Below are some records: retype them all exactly, but not the pictures.
══════════════════════════════
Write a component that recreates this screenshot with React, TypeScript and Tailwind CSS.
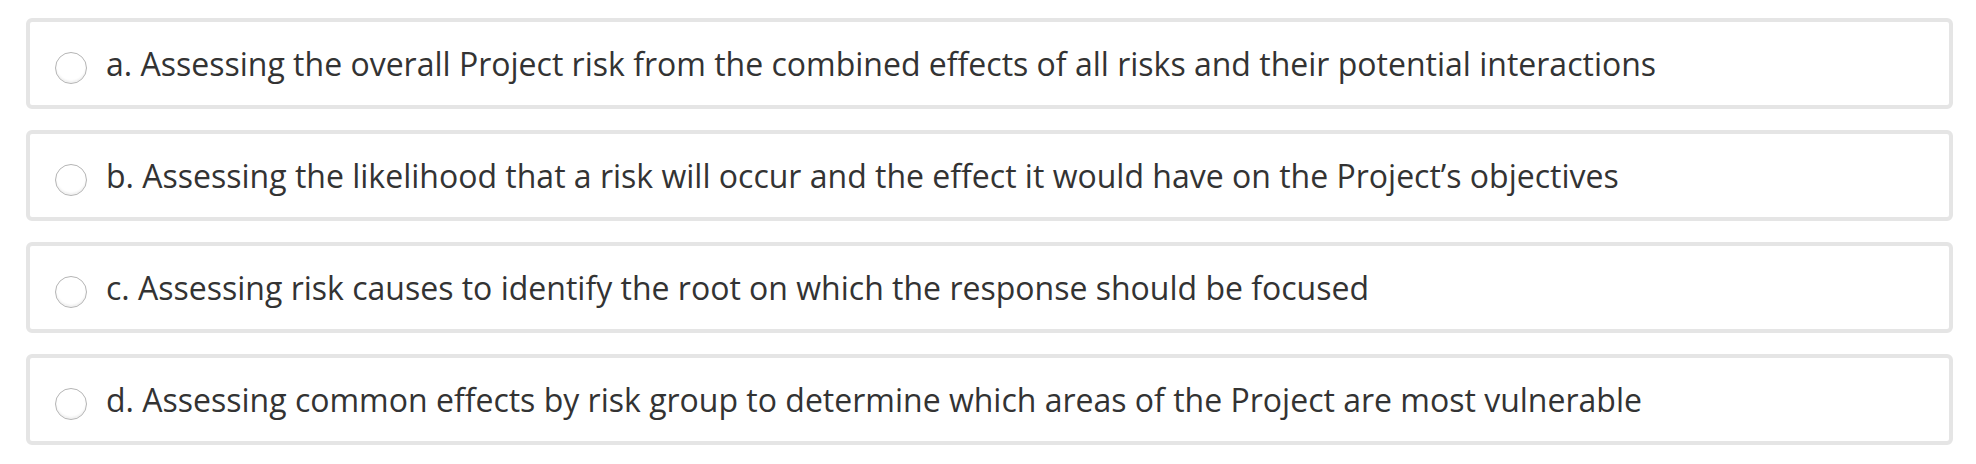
const options = [
  'a. Assessing the overall Project risk from the combined effects of all risks and their potential interactions',
  'b. Assessing the likelihood that a risk will occur and the effect it would have on the Project\u2019s objectives',
  'c. Assessing risk causes to identify the root on which the response should be focused',
  'd. Assessing common effects by risk group to determine which areas of the Project are most vulnerable',
]

export default function App() {
  return (
    <div className="min-h-screen bg-white pl-[26px] pt-[18px] font-['Open_Sans',sans-serif]">
      <div className="flex w-[1927px] flex-col gap-[21px]">
        {options.map(opt => (
          <label
            key={opt}
            className="flex h-[91px] items-center rounded-[6px] border-4 border-[#e5e5e5] bg-white pl-[25px]"
          >
            <span className="mt-[8px] h-[32px] w-[32px] shrink-0 rounded-full border border-[#b5b5b5] bg-white shadow-[inset_0_-2px_2px_rgba(0,0,0,0.06)]" />
            <span className="ml-[19px] text-[32px] leading-none text-[#333333]">{opt}</span>
          </label>
        ))}
      </div>
    </div>
  )
}
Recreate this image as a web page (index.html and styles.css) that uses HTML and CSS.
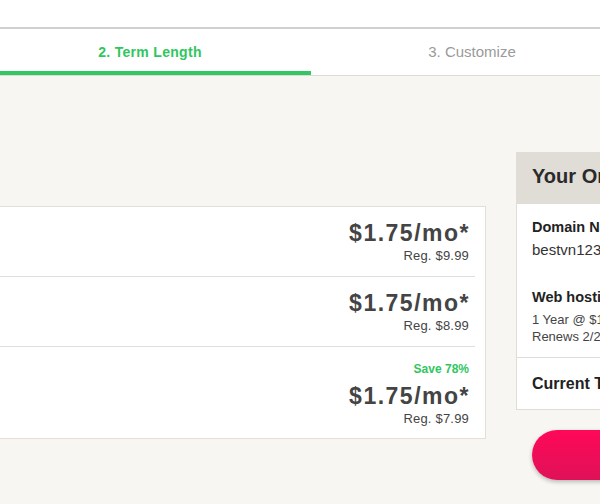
FILE: index.html
```html
<!DOCTYPE html>
<html>
<head>
<meta charset="utf-8">
<link rel="stylesheet" href="styles.css">
</head>
<body>
<header class="topbar"></header>
<nav class="steps">
  <div class="step step-active">2. Term Length</div>
  <div class="step">3. Customize</div>
</nav>
<main class="layout">
  <section class="plans">
    <div class="plan">
      <div class="price">$1.75/mo*</div>
      <div class="reg">Reg. $9.99</div>
    </div>
    <div class="plan">
      <div class="price">$1.75/mo*</div>
      <div class="reg">Reg. $8.99</div>
    </div>
    <div class="plan plan-last">
      <div class="save">Save 78%</div>
      <div class="price">$1.75/mo*</div>
      <div class="reg">Reg. $7.99</div>
    </div>
  </section>
  <aside class="order">
    <div class="order-box">
      <h2 class="order-title">Your Order Summary</h2>
      <div class="order-section">
        <div class="label">Domain Name</div>
        <div class="value">bestvn123.com</div>
        <div class="label label-gap">Web hosting</div>
        <div class="small">1 Year @ $1.75/mo</div>
        <div class="small">Renews 2/25/2026</div>
      </div>
      <div class="order-total">Current Total</div>
    </div>
    <button class="cta">Continue</button>
  </aside>
</main>
</body>
</html>
```

FILE: styles.css
```css
* { box-sizing: border-box; }
html, body { margin: 0; padding: 0; }
body {
  background: #f7f6f3;
  font-family: "Liberation Sans", Arial, sans-serif;
  color: #222;
  width: 600px;
  height: 504px;
  overflow: hidden;
}
.topbar {
  height: 29px;
  background: #fff;
  border-bottom: 2px solid #d0d0d0;
  box-shadow: 0 1px 1px rgba(0,0,0,0.06);
}
.steps {
  display: flex;
  height: 47px;
  background: #fff;
  border-bottom: 1px solid #dedad4;
  margin-left: -11px;
}
.step {
  flex: 0 0 322px;
  height: 46px;
  padding-top: 2px;
  line-height: 42px;
  text-align: center;
  font-size: 15px;
  color: #9a9a9a;
  border-bottom: 4px solid transparent;
}
.step-active {
  color: #2fc65e;
  font-weight: bold;
  font-size: 14px;
  letter-spacing: 0.3px;
  border-bottom-color: #33c764;
}
.layout {
  display: flex;
  align-items: flex-start;
  gap: 30px;
  padding-top: 76px;
  margin-left: -40px;
}
.plans {
  flex: 0 0 526px;
  margin-top: 54px;
  background: #fff;
  border: 1px solid #e3dfd8;
}
.plan {
  margin-right: 10px;
  border-bottom: 1px solid #e3dfd8;
  padding: 13px 6px 11px 0;
  text-align: right;
  height: 70px;
}
.plan-last {
  border-bottom: none;
  height: 91px;
  padding-top: 14px;
}
.price {
  font-size: 23px;
  font-weight: bold;
  line-height: 26px;
  color: #444;
  letter-spacing: 1.5px;
  margin-right: -1px;
}
.reg {
  font-size: 13px;
  line-height: 16px;
  margin-top: 2px;
  color: #444;
  letter-spacing: 0.2px;
}
.save {
  font-size: 12px;
  font-weight: bold;
  line-height: 16px;
  color: #2fc65e;
  margin-bottom: 6px;
}
.order {
  flex: 0 0 300px;
}
.order-box {
  background: #fff;
  border: 1px solid #e0dcd6;
}
.order-title {
  margin: 0;
  background: #e0dcd6;
  font-size: 20px;
  line-height: 24px;
  padding: 11px 15px 16px;
  color: #2a2a2a;
  white-space: nowrap;
}
.order-section {
  padding: 13px 15px 12px;
  border-bottom: 1px solid #e0dcd6;
}
.label {
  font-size: 14.5px;
  font-weight: bold;
  line-height: 20px;
  color: #222;
  white-space: nowrap;
}
.label-gap { margin-top: 27px; }
.value {
  font-size: 15px;
  line-height: 20px;
  margin-top: 3px;
  color: #333;
  white-space: nowrap;
}
.small {
  font-size: 13px;
  line-height: 17px;
  color: #444;
  white-space: nowrap;
}
.label-gap + .small { margin-top: 4px; }
.order-total {
  padding: 16px 15px 15px;
  font-size: 16px;
  font-weight: bold;
  line-height: 20px;
  color: #222;
  white-space: nowrap;
}
.cta {
  display: block;
  margin: 20px 0 0 16px;
  width: 260px;
  height: 50px;
  border: none;
  border-radius: 25px;
  background: linear-gradient(#ff0858, #df1158);
  box-shadow: 0 2px 4px rgba(0,0,0,0.25);
  color: #fff;
  font-family: "Liberation Sans", Arial, sans-serif;
  font-size: 16px;
  font-weight: bold;
}
```
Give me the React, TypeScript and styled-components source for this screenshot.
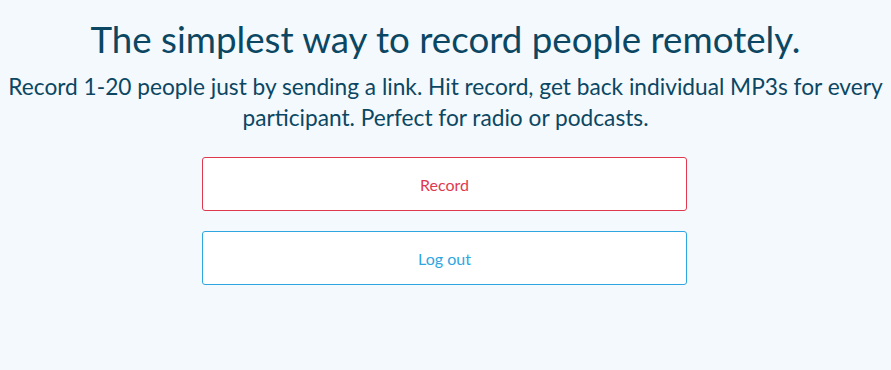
import React from 'react';
import styled, { createGlobalStyle } from 'styled-components';

const GlobalStyle = createGlobalStyle`
  html, body {
    margin: 0;
    padding: 0;
    background: #f4f9fd;
  }

  body {
    font-family: Lato, 'Open Sans', sans-serif;
    color: #0b4763;
  }
`;

const Page = styled.div`
  display: flex;
  flex-direction: column;
  align-items: center;
  min-height: 370px;
  padding-top: 13px;
  box-sizing: border-box;
`;

const Title = styled.h1`
  margin: 0;
  font-size: 36.7px;
  font-weight: 400;
  line-height: 52px;
  text-align: center;
`;

const Lead = styled.p`
  margin: 6px 0 24px;
  font-size: 22.7px;
  line-height: 31px;
  text-align: center;
  white-space: nowrap;
`;

const Actions = styled.div`
  display: flex;
  flex-direction: column;
  gap: 20px;
  width: 485px;
  margin-right: 2px;
`;

const Button = styled.button<{ $tone: 'red' | 'blue' }>`
  height: 54px;
  border: 1px solid ${(p) => (p.$tone === 'red' ? '#e0394f' : '#2fa6df')};
  border-radius: 3px;
  background: #fff;
  color: ${(p) => (p.$tone === 'red' ? '#e0394f' : '#2fa6df')};
  font-family: Lato, sans-serif;
  font-size: 16px;
  cursor: pointer;
`;

export default function App() {
  return (
    <>
      <GlobalStyle />
      <Page>
        <Title>The simplest way to record people remotely.</Title>
        <Lead>
          Record 1-20 people just by sending a link. Hit record, get back individual MP3s for every
          <br />
          participant. Perfect for radio or podcasts.
        </Lead>
        <Actions>
          <Button $tone='red'>Record</Button>
          <Button $tone='blue'>Log out</Button>
        </Actions>
      </Page>
    </>
  );
}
══════════════════════════════
TASK OUTPUT:
Write a component that recreates this screenshot with React, TypeScript and Tailwind CSS.
const options = [
  'a. Assessing the overall Project risk from the combined effects of all risks and their potential interactions',
  'b. Assessing the likelihood that a risk will occur and the effect it would have on the Project\u2019s objectives',
  'c. Assessing risk causes to identify the root on which the response should be focused',
  'd. Assessing common effects by risk group to determine which areas of the Project are most vulnerable',
]

export default function App() {
  return (
    <div className="min-h-screen bg-white pl-[26px] pt-[18px] font-['Open_Sans',sans-serif]">
      <div className="flex w-[1927px] flex-col gap-[21px]">
        {options.map(opt => (
          <label
            key={opt}
            className="flex h-[91px] items-center rounded-[6px] border-4 border-[#e5e5e5] bg-white pl-[25px]"
          >
            <span className="mt-[8px] h-[32px] w-[32px] shrink-0 rounded-full border border-[#b5b5b5] bg-white shadow-[inset_0_-2px_2px_rgba(0,0,0,0.06)]" />
            <span className="ml-[19px] text-[32px] leading-none text-[#333333]">{opt}</span>
          </label>
        ))}
      </div>
    </div>
  )
}
Recreate this image as a web page (index.html and styles.css) that uses HTML and CSS.
FILE: index.html
```html
<!DOCTYPE html>
<html>
<head>
<meta charset="utf-8">
<link rel="stylesheet" href="styles.css">
</head>
<body>
<header class="topbar"></header>
<nav class="steps">
  <div class="step step-active">2. Term Length</div>
  <div class="step">3. Customize</div>
</nav>
<main class="layout">
  <section class="plans">
    <div class="plan">
      <div class="price">$1.75/mo*</div>
      <div class="reg">Reg. $9.99</div>
    </div>
    <div class="plan">
      <div class="price">$1.75/mo*</div>
      <div class="reg">Reg. $8.99</div>
    </div>
    <div class="plan plan-last">
      <div class="save">Save 78%</div>
      <div class="price">$1.75/mo*</div>
      <div class="reg">Reg. $7.99</div>
    </div>
  </section>
  <aside class="order">
    <div class="order-box">
      <h2 class="order-title">Your Order Summary</h2>
      <div class="order-section">
        <div class="label">Domain Name</div>
        <div class="value">bestvn123.com</div>
        <div class="label label-gap">Web hosting</div>
        <div class="small">1 Year @ $1.75/mo</div>
        <div class="small">Renews 2/25/2026</div>
      </div>
      <div class="order-total">Current Total</div>
    </div>
    <button class="cta">Continue</button>
  </aside>
</main>
</body>
</html>
```

FILE: styles.css
```css
* { box-sizing: border-box; }
html, body { margin: 0; padding: 0; }
body {
  background: #f7f6f3;
  font-family: "Liberation Sans", Arial, sans-serif;
  color: #222;
  width: 600px;
  height: 504px;
  overflow: hidden;
}
.topbar {
  height: 29px;
  background: #fff;
  border-bottom: 2px solid #d0d0d0;
  box-shadow: 0 1px 1px rgba(0,0,0,0.06);
}
.steps {
  display: flex;
  height: 47px;
  background: #fff;
  border-bottom: 1px solid #dedad4;
  margin-left: -11px;
}
.step {
  flex: 0 0 322px;
  height: 46px;
  padding-top: 2px;
  line-height: 42px;
  text-align: center;
  font-size: 15px;
  color: #9a9a9a;
  border-bottom: 4px solid transparent;
}
.step-active {
  color: #2fc65e;
  font-weight: bold;
  font-size: 14px;
  letter-spacing: 0.3px;
  border-bottom-color: #33c764;
}
.layout {
  display: flex;
  align-items: flex-start;
  gap: 30px;
  padding-top: 76px;
  margin-left: -40px;
}
.plans {
  flex: 0 0 526px;
  margin-top: 54px;
  background: #fff;
  border: 1px solid #e3dfd8;
}
.plan {
  margin-right: 10px;
  border-bottom: 1px solid #e3dfd8;
  padding: 13px 6px 11px 0;
  text-align: right;
  height: 70px;
}
.plan-last {
  border-bottom: none;
  height: 91px;
  padding-top: 14px;
}
.price {
  font-size: 23px;
  font-weight: bold;
  line-height: 26px;
  color: #444;
  letter-spacing: 1.5px;
  margin-right: -1px;
}
.reg {
  font-size: 13px;
  line-height: 16px;
  margin-top: 2px;
  color: #444;
  letter-spacing: 0.2px;
}
.save {
  font-size: 12px;
  font-weight: bold;
  line-height: 16px;
  color: #2fc65e;
  margin-bottom: 6px;
}
.order {
  flex: 0 0 300px;
}
.order-box {
  background: #fff;
  border: 1px solid #e0dcd6;
}
.order-title {
  margin: 0;
  background: #e0dcd6;
  font-size: 20px;
  line-height: 24px;
  padding: 11px 15px 16px;
  color: #2a2a2a;
  white-space: nowrap;
}
.order-section {
  padding: 13px 15px 12px;
  border-bottom: 1px solid #e0dcd6;
}
.label {
  font-size: 14.5px;
  font-weight: bold;
  line-height: 20px;
  color: #222;
  white-space: nowrap;
}
.label-gap { margin-top: 27px; }
.value {
  font-size: 15px;
  line-height: 20px;
  margin-top: 3px;
  color: #333;
  white-space: nowrap;
}
.small {
  font-size: 13px;
  line-height: 17px;
  color: #444;
  white-space: nowrap;
}
.label-gap + .small { margin-top: 4px; }
.order-total {
  padding: 16px 15px 15px;
  font-size: 16px;
  font-weight: bold;
  line-height: 20px;
  color: #222;
  white-space: nowrap;
}
.cta {
  display: block;
  margin: 20px 0 0 16px;
  width: 260px;
  height: 50px;
  border: none;
  border-radius: 25px;
  background: linear-gradient(#ff0858, #df1158);
  box-shadow: 0 2px 4px rgba(0,0,0,0.25);
  color: #fff;
  font-family: "Liberation Sans", Arial, sans-serif;
  font-size: 16px;
  font-weight: bold;
}
```
Give me the React, TypeScript and styled-components source for this screenshot.
import React from 'react';
import styled, { createGlobalStyle } from 'styled-components';

const GlobalStyle = createGlobalStyle`
  html, body {
    margin: 0;
    padding: 0;
    background: #f4f9fd;
  }

  body {
    font-family: Lato, 'Open Sans', sans-serif;
    color: #0b4763;
  }
`;

const Page = styled.div`
  display: flex;
  flex-direction: column;
  align-items: center;
  min-height: 370px;
  padding-top: 13px;
  box-sizing: border-box;
`;

const Title = styled.h1`
  margin: 0;
  font-size: 36.7px;
  font-weight: 400;
  line-height: 52px;
  text-align: center;
`;

const Lead = styled.p`
  margin: 6px 0 24px;
  font-size: 22.7px;
  line-height: 31px;
  text-align: center;
  white-space: nowrap;
`;

const Actions = styled.div`
  display: flex;
  flex-direction: column;
  gap: 20px;
  width: 485px;
  margin-right: 2px;
`;

const Button = styled.button<{ $tone: 'red' | 'blue' }>`
  height: 54px;
  border: 1px solid ${(p) => (p.$tone === 'red' ? '#e0394f' : '#2fa6df')};
  border-radius: 3px;
  background: #fff;
  color: ${(p) => (p.$tone === 'red' ? '#e0394f' : '#2fa6df')};
  font-family: Lato, sans-serif;
  font-size: 16px;
  cursor: pointer;
`;

export default function App() {
  return (
    <>
      <GlobalStyle />
      <Page>
        <Title>The simplest way to record people remotely.</Title>
        <Lead>
          Record 1-20 people just by sending a link. Hit record, get back individual MP3s for every
          <br />
          participant. Perfect for radio or podcasts.
        </Lead>
        <Actions>
          <Button $tone='red'>Record</Button>
          <Button $tone='blue'>Log out</Button>
        </Actions>
      </Page>
    </>
  );
}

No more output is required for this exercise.